Q: What makes a hatchet different than an ax? —Rob Luskey, Placentia, California
A: Technically, a hatchet is a type of ax, one that weighs 3 pounds or less. Heavier axes have large heads and long handles, just the thing for heavy-duty work like tree-felling, limbing, and log splitting. You can't put a lot of power into a light, short-handled hatchet; it's better suited to finer work. The hatchet at left was for installing lath, and the one immediately below it was for shingling. They both have polls shaped like hammerheads for driving nails. The squarer, more robust hatchet head in the foreground would be good for splitting kindling.
Q: My dad used an antique circular plane to build rocking chairs.
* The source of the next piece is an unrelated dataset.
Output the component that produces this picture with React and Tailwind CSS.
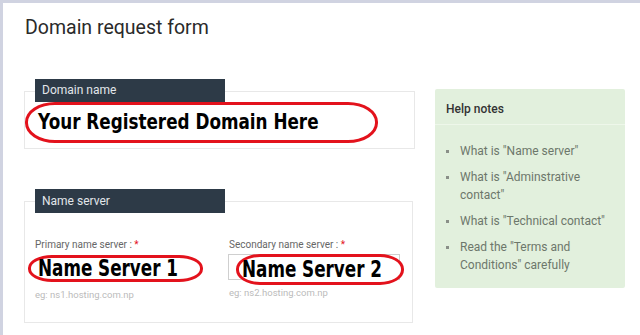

Do they still make this tool today? —Mike Penrose, Wylie, Texas
A: Circular planes, also called compass planes, have a flexible steel sole that can be adjusted to smooth both convex and concave surfaces such as wood wheels, boat parts, and staircases. This one, a Stanley #113, dates back to 1877. It was discontinued in 1942. The closest thing to it that's being made today is a Kunz #113, which can be found in specialty woodworking catalogs and online.
Q: Why are there so many types of wire brushes? —Christelle Laprade, Jersey City, N.J.
A: As you can see from the wheel-style wire brushes on this brush-and-blade "tree," they do come in a variety of diameters and widths—with fine, coarse, straight, crimped, or twisted bristles made of regular steel, stainless steel, bronze, and brass—each one suited to a particular metal-cleaning task. For example, to remove rust from steel, a 4-inch wire wheel that fits in a drill and has aggressive, crimped-steel bristles is a good all-around choice. (Brushes 6 inches or more in diameter are intended for bench grinders.) But on aluminum, stainless-steel bristles are better because they won't leave black carbon deposits. Softer brass or bronze brushes won't spark or scratch steel. If you aren't sure which brush to pick, a good rule of thumb is to start coarse and go finer as the job demands it.